▼

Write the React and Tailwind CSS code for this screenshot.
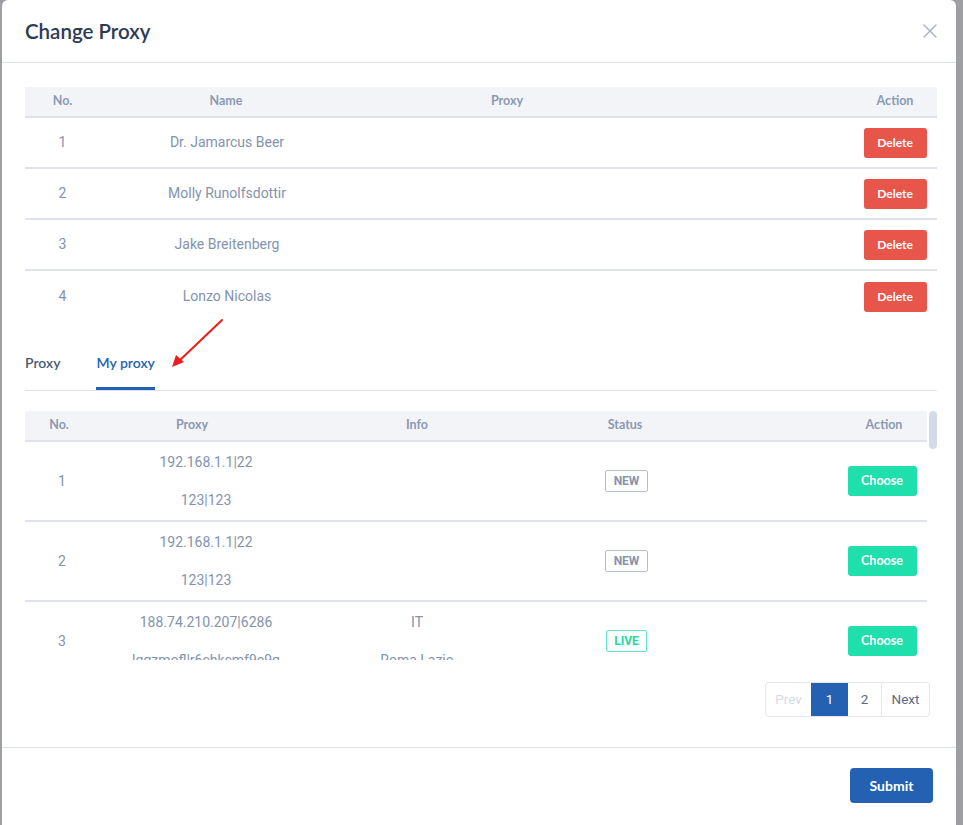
import { X } from 'lucide-react';

const people = [
  { no: 1, name: 'Dr. Jamarcus Beer' },
  { no: 2, name: 'Molly Runolfsdottir' },
  { no: 3, name: 'Jake Breitenberg' },
  { no: 4, name: 'Lonzo Nicolas' },
];

const proxies = [
  { no: 1, proxy: '192.168.1.1|22', auth: '123|123', country: '', region: '', status: 'NEW' },
  { no: 2, proxy: '192.168.1.1|22', auth: '123|123', country: '', region: '', status: 'NEW' },
  { no: 3, proxy: '188.74.210.207|6286', auth: 'lqgzmofl|r6chkcmf9e9g', country: 'IT', region: 'Roma Lazio', status: 'LIVE' },
];

const head = "font-['Lato',sans-serif] text-[12.5px] font-bold text-[#8a9ab3]";

export default function App() {
  return (
    <div className="h-[825px] w-[963px] overflow-hidden bg-[#9d9fa3] pl-[2px] font-['Roboto',sans-serif]">
      <div className="relative h-[840px] w-[954px] rounded-md bg-white">
        {/* Header */}
        <div className="flex h-[63px] items-center justify-between border-b border-[#dde1ec] pl-[23px] pr-[14px]">
          <h2 className="font-['Lato',sans-serif] text-[20.5px] font-semibold text-[#2c3a55]">Change Proxy</h2>
          <X size={24} strokeWidth={1.4} className="text-[#a9b3c4]" />
        </div>

        {/* Body */}
        <div className="pl-[23px] pr-[19px] pt-[24px] pb-[30px]">
          {/* Assigned table */}
          <div className="grid h-[31px] grid-cols-[75px_252px_310px_1fr_84px] items-center border-b-2 border-[#dfe2eb] bg-[#f3f4f8] text-center">
            <span className={head}>No.</span>
            <span className={head}>Name</span>
            <span className={head}>Proxy</span>
            <span />
            <span className={head}>Action</span>
          </div>
          {people.map((p, i) => (
            <div
              key={p.no}
              className={`grid h-[51px] grid-cols-[75px_252px_310px_1fr_84px] items-center text-center text-[14px] text-[#8393ae] ${i < people.length - 1 ? 'border-b-2 border-[#dfe2eb]' : ''}`}
            >
              <span>{p.no}</span>
              <span className="pl-[2px]">{p.name}</span>
              <span />
              <span />
              <span className="flex justify-center">
                <button className="h-[30px] w-[63px] rounded-[3px] bg-[#e8554a] font-['Lato',sans-serif] text-[12px] font-bold text-white">
                  Delete
                </button>
              </span>
            </div>
          ))}

          {/* Tabs */}
          <div className="mt-[28px] flex gap-[36px] border-b border-[#dde1ec] font-['Lato',sans-serif] text-[14px] font-semibold">
            <div className="border-b-[3px] border-transparent pb-[11px] leading-[26px] text-[#4b5a72]">Proxy</div>
            <div className="border-b-[3px] border-[#2461b2] pb-[11px] leading-[26px] text-[#2461b2]">My proxy</div>
          </div>

          {/* My proxy table */}
          <div className="mt-[20px] flex h-[249px] overflow-hidden">
            <div className="w-[902px]">
              <div className="grid h-[31px] grid-cols-[68px_198px_252px_164px_1fr_86px] items-center border-b-2 border-[#dfe2eb] bg-[#f3f4f8] text-center">
                <span className={head}>No.</span>
                <span className={head}>Proxy</span>
                <span className={head}>Info</span>
                <span className={head}>Status</span>
                <span />
                <span className={head}>Action</span>
              </div>
              {proxies.map((p) => (
                <div
                  key={p.no}
                  className="grid grid-cols-[74px_214px_208px_211px_1fr_86px] items-center border-b-2 border-[#dfe2eb] py-[10px] text-center text-[14px] text-[#8393ae]"
                >
                  <span>{p.no}</span>
                  <div>
                    <p className="leading-[20px]">{p.proxy}</p>
                    <p className="mt-[18px] leading-[20px]">{p.auth}</p>
                  </div>
                  <div>
                    <p className="h-[20px] leading-[20px]">{p.country}</p>
                    <p className="mt-[18px] h-[20px] leading-[20px]">{p.region}</p>
                  </div>
                  <span className="flex justify-center">
                    {p.status === 'LIVE' ? (
                      <span className="flex h-[22px] w-[41px] items-center justify-center rounded-[2px] border border-[#63e6c4] text-[12px] font-bold text-[#21d9a5]">
                        LIVE
                      </span>
                    ) : (
                      <span className="flex h-[22px] w-[43px] items-center justify-center rounded-[2px] border border-[#b6bfce] text-[12px] font-bold text-[#8593ab]">
                        NEW
                      </span>
                    )}
                  </span>
                  <span />
                  <span className="flex justify-center pr-[4px]">
                    <button className="h-[30px] w-[69px] rounded-[3px] bg-[#1fe0ac] font-['Lato',sans-serif] text-[12.5px] font-bold text-white">
                      Choose
                    </button>
                  </span>
                </div>
              ))}
            </div>
            <div className="ml-[2px] w-[8px]">
              <div className="h-[38px] rounded-[4px] bg-[#d5dbe6]" />
            </div>
          </div>

          {/* Pagination */}
          <div className="mt-[22px] flex justify-end pr-[7px]">
            <div className="flex h-[35px] overflow-hidden rounded-[4px] border border-[#e3e7ee] text-[13.5px]">
              <span className="flex w-[45px] items-center justify-center text-[#d5dbe6]">Prev</span>
              <span className="flex w-[37px] items-center justify-center bg-[#2461b2] text-white">1</span>
              <span className="flex w-[34px] items-center justify-center border-r border-[#e3e7ee] text-[#5c6b85]">2</span>
              <span className="flex w-[47px] items-center justify-center text-[#5c6b85]">Next</span>
            </div>
          </div>
        </div>

        {/* Footer */}
        <div className="flex justify-end border-t border-[#dde1ec] pr-[23px] pt-[20px]">
          <button className="h-[35px] w-[83px] rounded-[4px] bg-[#2461b2] font-['Lato',sans-serif] text-[14px] font-bold text-white">
            Submit
          </button>
        </div>

        {/* Annotation arrow */}
        <svg className="absolute left-[160px] top-[315px]" width="70" height="60" viewBox="0 0 70 60">
          <line x1="60" y1="5" x2="16" y2="47" stroke="#ee1c1c" strokeWidth="2" strokeLinecap="round" />
          <polygon points="10,52 14,40 22,47" fill="#ee1c1c" />
        </svg>
      </div>
    </div>
  );
}
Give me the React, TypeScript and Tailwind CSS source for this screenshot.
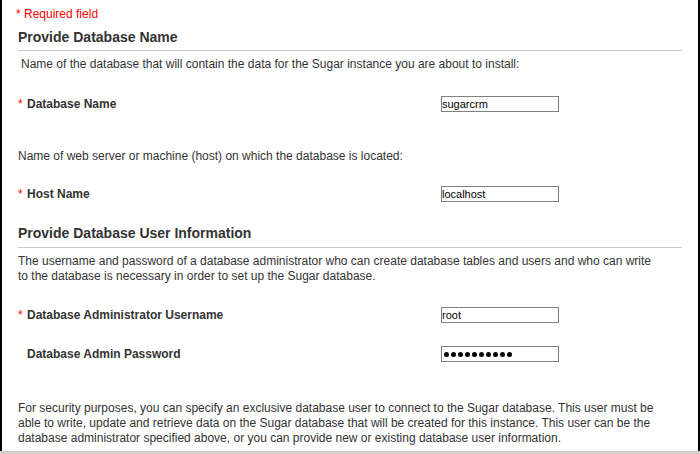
import React from 'react';

type FieldProps = {
  label: string;
  value: string;
  required?: boolean;
  password?: boolean;
  className?: string;
};

function Field({ label, value, required, password, className }: FieldProps) {
  return (
    <div className={`flex items-center h-[16px] ${className ?? ''}`}>
      <div className="w-[423px] flex items-center text-[12px] leading-[15px]">
        {required ? (
          <span className="text-[#ff0000] w-[9px]">*</span>
        ) : (
          <span className="w-[9px]" />
        )}
        <span className="font-bold text-[#333]">{label}</span>
      </div>
      {password ? (
        <div className="w-[118px] h-[16px] border border-[#808080] bg-white flex items-center pl-[2px] gap-[2px]">
          {Array.from({ length: 10 }).map((_, i) => (
            <span key={i} className="w-[5px] h-[5px] rounded-full bg-black" />
          ))}
        </div>
      ) : (
        <input
          readOnly
          defaultValue={value}
          className="w-[118px] h-[16px] border border-[#808080] bg-white px-0 text-[11px] leading-[14px] text-black outline-none font-['Liberation_Sans',Arial,sans-serif]"
        />
      )}
    </div>
  );
}

function Heading({ children, className }: { children: React.ReactNode; className?: string }) {
  return (
    <div className={`border-b border-[#c8c8c8] text-[14px] leading-[17px] font-bold text-[#333] ${className ?? ''}`}>
      {children}
    </div>
  );
}

export default function App() {
  return (
    <div className="w-[700px] h-[454px] overflow-hidden bg-[#d4d0c8] font-['Liberation_Sans',Arial,sans-serif]">
      <div className="h-[451px] border-x-2 border-black bg-white">
        <div className="pt-[7px] pl-[14px] text-[12px] leading-[15px] text-[#ff0000]">* Required field</div>
        <div className="mx-[16px] text-[12px] leading-[15px] text-[#333]">
          <Heading className="mt-[7px] pb-[4px]">Provide Database Name</Heading>
          <p className="mt-[6px] pl-[3px]">
            Name of the database that will contain the data for the Sugar instance you are about to install:
          </p>
          <Field className="mt-[24px]" label="Database Name" value="sugarcrm" required />
          <p className="mt-[37px]">Name of web server or machine (host) on which the database is located:</p>
          <Field className="mt-[22px]" label="Host Name" value="localhost" required />
          <Heading className="mt-[23px] pb-[5px]">Provide Database User Information</Heading>
          <p className="mt-[6px] pr-[20px]">
            The username and password of a database administrator who can create database tables and users and who can write
            to the database is necessary in order to set up the Sugar database.
          </p>
          <Field className="mt-[23px]" label="Database Administrator Username" value="root" required />
          <Field className="mt-[23px]" label="Database Admin Password" value="••••••••••" password />
          <p className="mt-[39px] pr-[6px]">
            For security purposes, you can specify an exclusive database user to connect to the Sugar database. This user must be
            able to write, update and retrieve data on the Sugar database that will be created for this instance. This user can be the
            database administrator specified above, or you can provide new or existing database user information.
          </p>
        </div>
      </div>
    </div>
  );
}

▲

## Requirement
Scan the listing above and identify each line holding the string "Tailwind"; copy every such line.

## Reply to the exercise
Write the React and Tailwind CSS code for this screenshot.
Give me the React, TypeScript and Tailwind CSS source for this screenshot.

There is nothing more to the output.